Menurut penulis, dan ini juga diyakini oleh Muslim-Syiah, merujuk pada ayat yang juga dibawa oleh Ulil dalam kultwit itu, yakni Al-Maidah: 3 yang isinya, "Hari ini, Aku (Tuhan) sempurnakan bagimu agamamu, dan Aku lengkapkan nikmatku untukmu, dan Aku rela Islam sebagai agamamu.", suksesi kepemimpinan dilakukan oleh Nabi Muhammad. Dan, salah satu episode suksesi itu adalah saat ayat itu diturunkan. Ayat itu turun sebagai jawaban atas suksesi kepemimpinan yang telah dilakuakn oleh Nabi Muhammad kepada Sayyidina Ali Bin Abi Thalib. Dan, episode sukses kepemimpinan itu diabadikan oleh begitu banyak hadist mutawatir (hadist terpercaya yang periwayatannya sangat kuat) oleh begitu banyak periwayat hadist. Oleh karena itu, keberadaan suksesi itu tak dinafikan oleh ulama Muslim, baik Syiah maupun Sunni.
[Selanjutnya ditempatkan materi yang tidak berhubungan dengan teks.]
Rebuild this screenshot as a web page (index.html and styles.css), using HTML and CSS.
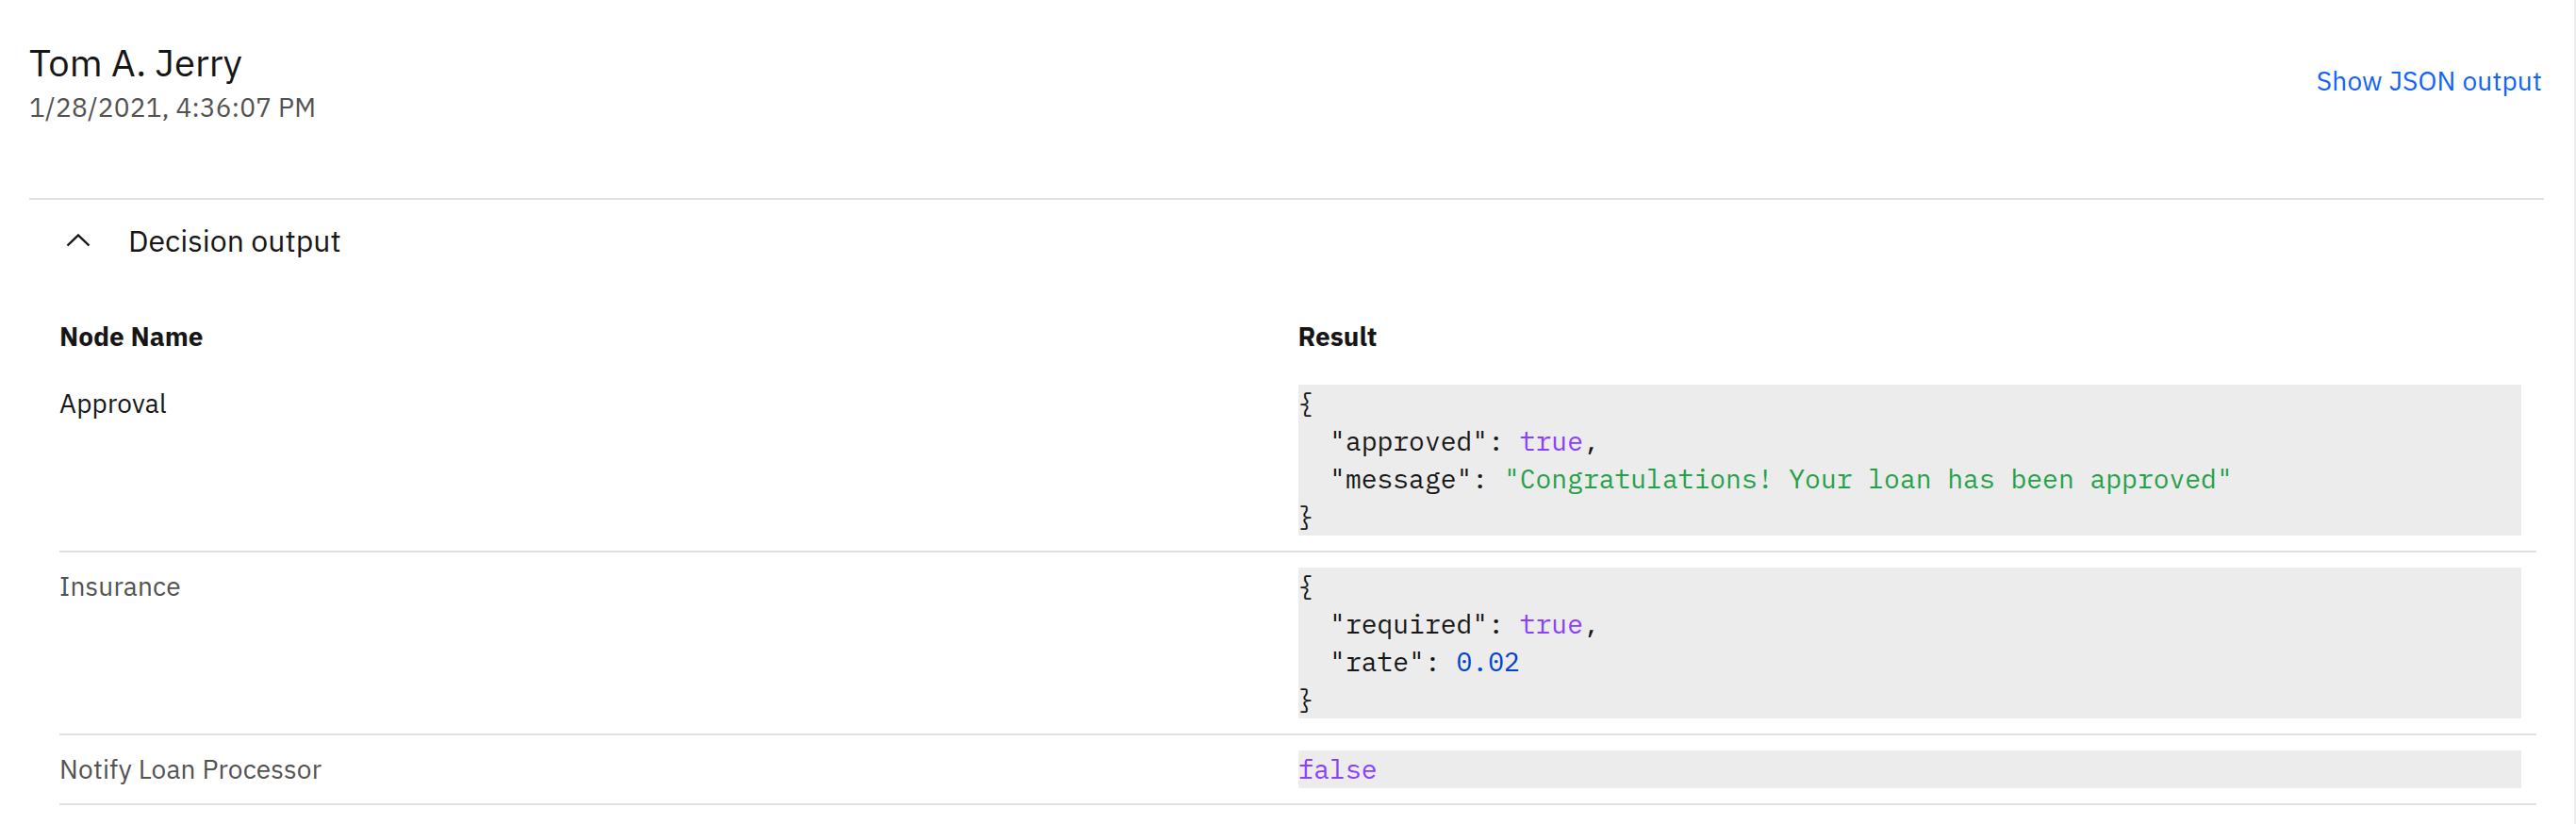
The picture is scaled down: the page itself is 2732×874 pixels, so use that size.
FILE: index.html
```html
<!DOCTYPE html>
<html lang="en">
<head>
<meta charset="utf-8">
<title>Decision output</title>
<link rel="stylesheet" href="styles.css">
</head>
<body>
<main class="page">
  <header class="summary">
    <div class="summary-info">
      <h1 class="summary-name">Tom A. Jerry</h1>
      <div class="summary-date">1/28/2021, 4:36:07 PM</div>
    </div>
    <a class="summary-link" href="#">Show JSON output</a>
  </header>

  <section class="accordion">
    <div class="accordion-heading">
      <svg class="accordion-chevron" width="26" height="14" viewBox="0 0 26 14" aria-hidden="true">
        <polyline points="1.5,12.5 13,1.5 24.5,12.5" fill="none" stroke="#161616" stroke-width="2.4"/>
      </svg>
      <span class="accordion-title">Decision output</span>
    </div>
    <div class="accordion-content">
      <table class="results">
        <thead>
          <tr>
            <th class="col-name">Node Name</th>
            <th class="col-result">Result</th>
          </tr>
        </thead>
        <tbody>
          <tr class="row row-active">
            <td class="cell-name">Approval</td>
            <td class="cell-result">
              <div class="code">
                <div class="line">{</div>
                <div class="line">  <span class="k">"approved"</span>: <span class="b">true</span>,</div>
                <div class="line">  <span class="k">"message"</span>: <span class="s">"Congratulations! Your loan has been approved"</span></div>
                <div class="line">}</div>
              </div>
            </td>
          </tr>
          <tr class="row">
            <td class="cell-name">Insurance</td>
            <td class="cell-result">
              <div class="code">
                <div class="line">{</div>
                <div class="line">  <span class="k">"required"</span>: <span class="b">true</span>,</div>
                <div class="line">  <span class="k">"rate"</span>: <span class="n">0.02</span></div>
                <div class="line">}</div>
              </div>
            </td>
          </tr>
          <tr class="row">
            <td class="cell-name">Notify Loan Processor</td>
            <td class="cell-result">
              <div class="code">
                <div class="line"><span class="b">false</span></div>
              </div>
            </td>
          </tr>
        </tbody>
      </table>
    </div>
  </section>
</main>
</body>
</html>
```
FILE: styles.css
```css
html, body {
  margin: 0;
  padding: 0;
  background: #ffffff;
}

body {
  font-family: "IBM Plex Sans", "Liberation Sans", Arial, sans-serif;
  color: #161616;
}

.page {
  min-height: 874px;
  box-sizing: border-box;
  padding: 38px 32px 0 31px;
  border-right: 2px solid #efefef;
}

.summary {
  display: flex;
  align-items: center;
  justify-content: space-between;
  height: 96px;
}

.summary-name {
  margin: 0;
  font-size: 40px;
  line-height: 56px;
  font-weight: 400;
  color: #161616;
}

.summary-date {
  font-size: 28px;
  line-height: 40px;
  letter-spacing: 0.2px;
  color: #525252;
}

.summary-link {
  font-size: 28px;
  line-height: 40px;
  letter-spacing: 0.2px;
  color: #0f62fe;
  text-decoration: none;
  margin-right: 2px;
}

.accordion {
  margin-top: 76px;
  border-top: 2px solid #e0e0e0;
}

.accordion-heading {
  display: flex;
  align-items: center;
  padding: 23px 0 24px 0;
}

.accordion-chevron {
  display: block;
  margin-left: 39px;
  margin-right: 40px;
}

.accordion-title {
  font-size: 32px;
  line-height: 40px;
  color: #161616;
}

.accordion-content {
  padding: 21px 8px 0 32px;
}

.results {
  width: 100%;
  border-collapse: collapse;
  table-layout: fixed;
}

.results th {
  text-align: left;
  font-size: 28px;
  line-height: 40px;
  font-weight: 700;
  color: #161616;
  padding: 17px 0 15px 0;
  vertical-align: top;
}

.results td {
  vertical-align: top;
  padding: 16px 0;
  font-size: 28px;
  line-height: 40px;
  letter-spacing: 0.2px;
  color: #525252;
}

.results .col-result,
.results .cell-result {
  padding-right: 16px;
}

.row {
  border-bottom: 2px solid #e0e0e0;
}

.row-active .cell-name {
  color: #161616;
}

.code {
  background: #ececec;
  font-family: "IBM Plex Mono", "DejaVu Sans Mono", "Liberation Mono", monospace;
  font-size: 28px;
  line-height: 40px;
  letter-spacing: 0;
  color: #161616;
}

.line {
  white-space: pre;
  height: 40px;
}

.code .k { color: #161616; }
.code .b { color: #8a3ffc; }
.code .s { color: #24a148; }
.code .n { color: #0043ce; }
```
Hanya saja, keduanya beda dalam menafsirkan makna suksesi itu. Jika Syiah menafsir itu suksesi kepemimpinan agama dan politik, tapi Sunni menafsir bahwa itu hanyalah suksesi kepemimpinan agama, sebagaimana juga ditegaskan oleh Ulil dalam salah satu twitnya di rangkaian kultwitnya itu.
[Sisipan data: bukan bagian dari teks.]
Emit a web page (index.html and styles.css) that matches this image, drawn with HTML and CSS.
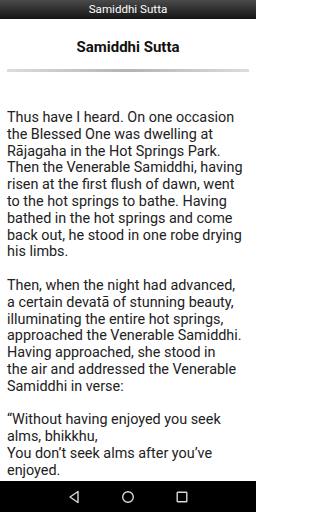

Namun, tulisan ini bukan hendak mendiskusikan polemik tentang ada-tidaknya suksesi kepemimpinan itu, serta perbedaan penafsiran atasnya. Menurut penulis, polemik tentang hal itu telah sering terjadi di antara ulama maupun tokoh Islam yang direkam di banyak buku, namun tak pernah ada titik temunya. Masing-masing memiliki keyakinan dan tafsirannya sendiri-sendiri yang bagi penulis keberagaman itu wajib dihargai, dihormati dan dipandang sebagai kekayaan khazanah intelektual Islam. Yang hendak dipaparkan dalam tulisan ini adalah keyakinan Syiah tentang konsep politik Islam/ Mengapa? Sebab, pandangan dan keyakinan Syiah tentang hal itu relatif berbeda dan bisa menjadi alternatif guna memperkaya khazanah intelektual Islam dan menambah wawasan keislaman kita.

Tentu, berdasar ayat itu dan berbagai hadist pendukungnya yang diriwayatkan secara mutawatir, Syiah meyakini konsep politik Islam di zaman Nabi Muhammad adalah teokrasi (pemimpin dipilih langsung Tuhan melalui nash Qur'an dan ditegaskan oleh lidah suci Nabi-Nya). Karenanya, suksesi kepemimpinan dilakukan langsung oleh Nabi Muhammad berdasarkan perintah Tuhan. Dan, Syiah meyakini pemimpin setelah Nabi Muhammad adalah Sayyidina Ali Bin Abi Thalib, kemudian anaknya yang bernama Sayyidina Hasan, dilanjutkan adik Sayyidina Hasan yang bernama Sayyidina Husain serta terus berlanjut secara turun-temurun hingga imam ke-12 Syiah Imamiyah yang bernama Imam Mahdi.

Mengapa di zaman para imamnya, Syiah meyakini konsep politik teokrasi? Pertama, karena Syiah meyakini konsep politik teokrasi sebagai konsep politik Islam yang ditopang oleh nash Qur'an dan hadist Nabi yang mutawatir. Kedua, karena Syiah juga meyakini bahwa para imamnya itu adalah manusia suci yang terbebas dari dosa (maksum) dan telah sampai pada puncak kebijaksanaan. Ketiga, karena dalam ajaran Syiah, tak ada konsep pemisahan antara agama dan politik. Bagi Syiah, keduanya integral. Keempat, karena di zamannya masing-masing, para imam Syiah itu juga didukung oleh masyarakat Muslim. Hanya saja, oleh rezim yang berkuasa, baik Bani Umayyah maupun Bani Abbas, para imam itu ditarik dan dijauhkan dari tengah-tengah umat dan rakyat, ditekan, dipenjara dan dibunuh, agar tak dinobatkan rakyat menjadi pemimpin agama sekaligus politik. Singkatnya, keyakinan Syiah akan teokrasi karena mereka memiliki nash dan argumentasi yang kuat yang menegaskan bahwa teokrasi merupakan konsep politik Islam di masa para imam maksum itu.

Namun, sebagaimana ditulis sejarah, para imam itu tak hidup sampai sekarang. Sejak tahun 329 H, imam ke-12 (imam terakhir) Syiah yang bernama Imam Mahdi ghaibah kubro (kegaiban besar). Artinya, sejak saat itu, tak ada lagi sosok imam atau pun wakil definitif imam di muka bumi. Maka, secara otomatis, menurut penulis, teokrasi seperti yang diyakini Syiah di masa hidup para imamnya 'pun tak berlaku.